--- START COLLECTED DATA ---

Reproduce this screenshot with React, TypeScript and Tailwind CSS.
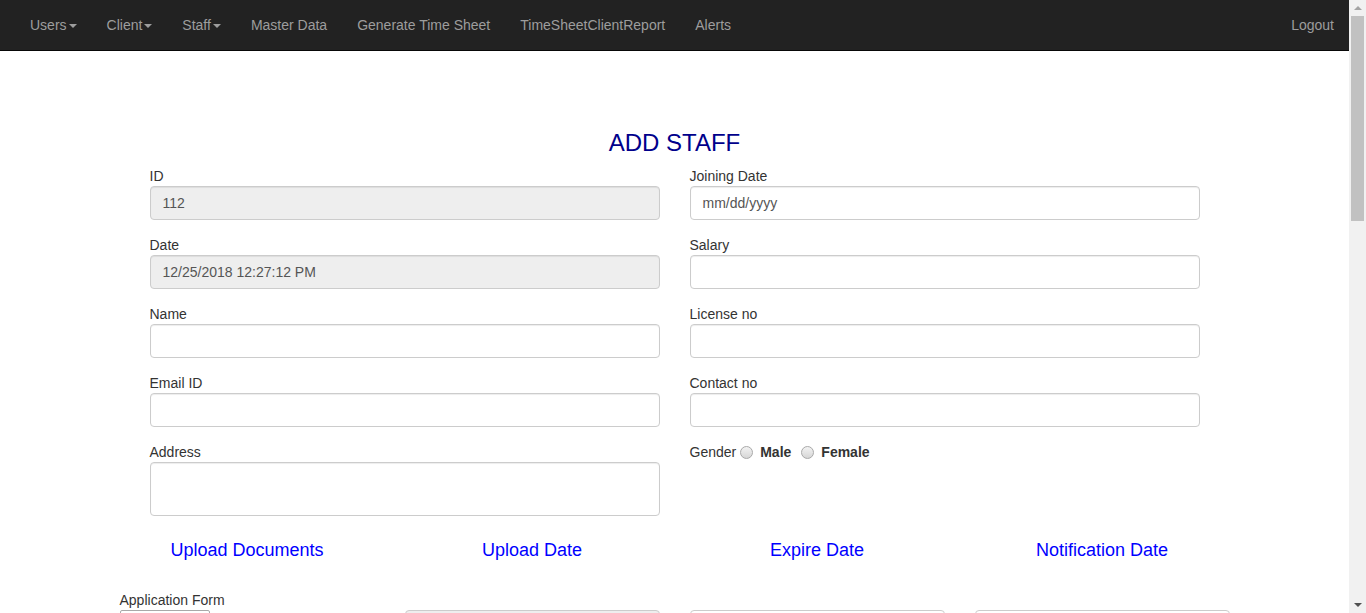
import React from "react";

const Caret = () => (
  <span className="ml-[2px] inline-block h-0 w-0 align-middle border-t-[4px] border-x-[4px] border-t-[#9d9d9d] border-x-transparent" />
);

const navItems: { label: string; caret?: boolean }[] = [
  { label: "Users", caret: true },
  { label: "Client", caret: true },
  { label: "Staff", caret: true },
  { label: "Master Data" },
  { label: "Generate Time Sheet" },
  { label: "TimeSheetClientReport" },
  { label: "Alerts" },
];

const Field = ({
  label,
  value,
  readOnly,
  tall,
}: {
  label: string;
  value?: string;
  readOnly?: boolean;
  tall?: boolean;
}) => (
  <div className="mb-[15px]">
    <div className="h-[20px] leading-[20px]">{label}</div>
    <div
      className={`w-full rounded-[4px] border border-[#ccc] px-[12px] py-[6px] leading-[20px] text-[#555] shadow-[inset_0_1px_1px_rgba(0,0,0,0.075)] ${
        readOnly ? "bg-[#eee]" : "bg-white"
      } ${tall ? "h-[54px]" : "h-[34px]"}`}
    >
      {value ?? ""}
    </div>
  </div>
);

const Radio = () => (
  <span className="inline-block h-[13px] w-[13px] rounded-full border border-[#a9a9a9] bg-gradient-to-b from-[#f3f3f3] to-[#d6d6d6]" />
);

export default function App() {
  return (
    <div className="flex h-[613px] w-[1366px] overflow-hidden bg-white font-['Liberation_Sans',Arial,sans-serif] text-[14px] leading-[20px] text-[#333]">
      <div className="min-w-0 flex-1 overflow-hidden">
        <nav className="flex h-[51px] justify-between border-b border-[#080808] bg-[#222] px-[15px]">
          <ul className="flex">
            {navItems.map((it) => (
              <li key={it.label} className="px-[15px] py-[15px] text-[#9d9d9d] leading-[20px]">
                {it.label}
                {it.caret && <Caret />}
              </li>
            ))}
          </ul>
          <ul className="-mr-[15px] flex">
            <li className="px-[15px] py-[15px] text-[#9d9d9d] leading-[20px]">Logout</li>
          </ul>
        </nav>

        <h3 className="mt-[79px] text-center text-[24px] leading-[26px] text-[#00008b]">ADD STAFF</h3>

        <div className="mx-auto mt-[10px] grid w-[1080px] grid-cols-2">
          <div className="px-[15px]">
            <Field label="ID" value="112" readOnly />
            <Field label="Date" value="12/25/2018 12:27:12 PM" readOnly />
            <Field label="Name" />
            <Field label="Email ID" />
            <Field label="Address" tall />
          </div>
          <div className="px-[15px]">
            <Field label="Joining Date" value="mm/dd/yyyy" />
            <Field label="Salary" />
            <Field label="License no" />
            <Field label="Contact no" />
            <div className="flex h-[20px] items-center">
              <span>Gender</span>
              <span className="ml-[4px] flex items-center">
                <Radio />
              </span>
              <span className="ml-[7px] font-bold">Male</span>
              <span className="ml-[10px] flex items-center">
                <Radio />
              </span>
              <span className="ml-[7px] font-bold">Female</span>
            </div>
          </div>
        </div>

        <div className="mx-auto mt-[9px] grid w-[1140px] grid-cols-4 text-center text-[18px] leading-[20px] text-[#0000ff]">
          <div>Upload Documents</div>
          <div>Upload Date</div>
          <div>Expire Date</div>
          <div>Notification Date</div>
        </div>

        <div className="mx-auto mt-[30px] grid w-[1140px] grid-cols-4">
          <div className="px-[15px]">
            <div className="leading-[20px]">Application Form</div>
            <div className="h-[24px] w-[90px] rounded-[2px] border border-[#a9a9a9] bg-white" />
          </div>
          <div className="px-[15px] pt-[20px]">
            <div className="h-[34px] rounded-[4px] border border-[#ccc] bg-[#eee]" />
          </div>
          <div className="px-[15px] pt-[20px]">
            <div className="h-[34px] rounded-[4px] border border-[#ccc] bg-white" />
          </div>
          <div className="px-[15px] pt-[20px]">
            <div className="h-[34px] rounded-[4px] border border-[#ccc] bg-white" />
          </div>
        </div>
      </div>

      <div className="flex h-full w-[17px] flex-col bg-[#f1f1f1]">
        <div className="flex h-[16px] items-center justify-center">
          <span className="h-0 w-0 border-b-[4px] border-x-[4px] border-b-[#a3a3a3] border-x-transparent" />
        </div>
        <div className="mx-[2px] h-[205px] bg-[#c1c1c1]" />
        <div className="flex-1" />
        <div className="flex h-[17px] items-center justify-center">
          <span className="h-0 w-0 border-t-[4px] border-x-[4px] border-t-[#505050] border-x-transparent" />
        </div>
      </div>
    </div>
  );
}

--- END COLLECTED DATA ---

__EXERCISE AIM__: Reproduce all of the data exactly; the pictures do not belong in the copy.

__FULL SOLUTION__:
Reproduce this screenshot with React, TypeScript and Tailwind CSS.
import React from "react";

const Caret = () => (
  <span className="ml-[2px] inline-block h-0 w-0 align-middle border-t-[4px] border-x-[4px] border-t-[#9d9d9d] border-x-transparent" />
);

const navItems: { label: string; caret?: boolean }[] = [
  { label: "Users", caret: true },
  { label: "Client", caret: true },
  { label: "Staff", caret: true },
  { label: "Master Data" },
  { label: "Generate Time Sheet" },
  { label: "TimeSheetClientReport" },
  { label: "Alerts" },
];

const Field = ({
  label,
  value,
  readOnly,
  tall,
}: {
  label: string;
  value?: string;
  readOnly?: boolean;
  tall?: boolean;
}) => (
  <div className="mb-[15px]">
    <div className="h-[20px] leading-[20px]">{label}</div>
    <div
      className={`w-full rounded-[4px] border border-[#ccc] px-[12px] py-[6px] leading-[20px] text-[#555] shadow-[inset_0_1px_1px_rgba(0,0,0,0.075)] ${
        readOnly ? "bg-[#eee]" : "bg-white"
      } ${tall ? "h-[54px]" : "h-[34px]"}`}
    >
      {value ?? ""}
    </div>
  </div>
);

const Radio = () => (
  <span className="inline-block h-[13px] w-[13px] rounded-full border border-[#a9a9a9] bg-gradient-to-b from-[#f3f3f3] to-[#d6d6d6]" />
);

export default function App() {
  return (
    <div className="flex h-[613px] w-[1366px] overflow-hidden bg-white font-['Liberation_Sans',Arial,sans-serif] text-[14px] leading-[20px] text-[#333]">
      <div className="min-w-0 flex-1 overflow-hidden">
        <nav className="flex h-[51px] justify-between border-b border-[#080808] bg-[#222] px-[15px]">
          <ul className="flex">
            {navItems.map((it) => (
              <li key={it.label} className="px-[15px] py-[15px] text-[#9d9d9d] leading-[20px]">
                {it.label}
                {it.caret && <Caret />}
              </li>
            ))}
          </ul>
          <ul className="-mr-[15px] flex">
            <li className="px-[15px] py-[15px] text-[#9d9d9d] leading-[20px]">Logout</li>
          </ul>
        </nav>

        <h3 className="mt-[79px] text-center text-[24px] leading-[26px] text-[#00008b]">ADD STAFF</h3>

        <div className="mx-auto mt-[10px] grid w-[1080px] grid-cols-2">
          <div className="px-[15px]">
            <Field label="ID" value="112" readOnly />
            <Field label="Date" value="12/25/2018 12:27:12 PM" readOnly />
            <Field label="Name" />
            <Field label="Email ID" />
            <Field label="Address" tall />
          </div>
          <div className="px-[15px]">
            <Field label="Joining Date" value="mm/dd/yyyy" />
            <Field label="Salary" />
            <Field label="License no" />
            <Field label="Contact no" />
            <div className="flex h-[20px] items-center">
              <span>Gender</span>
              <span className="ml-[4px] flex items-center">
                <Radio />
              </span>
              <span className="ml-[7px] font-bold">Male</span>
              <span className="ml-[10px] flex items-center">
                <Radio />
              </span>
              <span className="ml-[7px] font-bold">Female</span>
            </div>
          </div>
        </div>

        <div className="mx-auto mt-[9px] grid w-[1140px] grid-cols-4 text-center text-[18px] leading-[20px] text-[#0000ff]">
          <div>Upload Documents</div>
          <div>Upload Date</div>
          <div>Expire Date</div>
          <div>Notification Date</div>
        </div>

        <div className="mx-auto mt-[30px] grid w-[1140px] grid-cols-4">
          <div className="px-[15px]">
            <div className="leading-[20px]">Application Form</div>
            <div className="h-[24px] w-[90px] rounded-[2px] border border-[#a9a9a9] bg-white" />
          </div>
          <div className="px-[15px] pt-[20px]">
            <div className="h-[34px] rounded-[4px] border border-[#ccc] bg-[#eee]" />
          </div>
          <div className="px-[15px] pt-[20px]">
            <div className="h-[34px] rounded-[4px] border border-[#ccc] bg-white" />
          </div>
          <div className="px-[15px] pt-[20px]">
            <div className="h-[34px] rounded-[4px] border border-[#ccc] bg-white" />
          </div>
        </div>
      </div>

      <div className="flex h-full w-[17px] flex-col bg-[#f1f1f1]">
        <div className="flex h-[16px] items-center justify-center">
          <span className="h-0 w-0 border-b-[4px] border-x-[4px] border-b-[#a3a3a3] border-x-transparent" />
        </div>
        <div className="mx-[2px] h-[205px] bg-[#c1c1c1]" />
        <div className="flex-1" />
        <div className="flex h-[17px] items-center justify-center">
          <span className="h-0 w-0 border-t-[4px] border-x-[4px] border-t-[#505050] border-x-transparent" />
        </div>
      </div>
    </div>
  );
}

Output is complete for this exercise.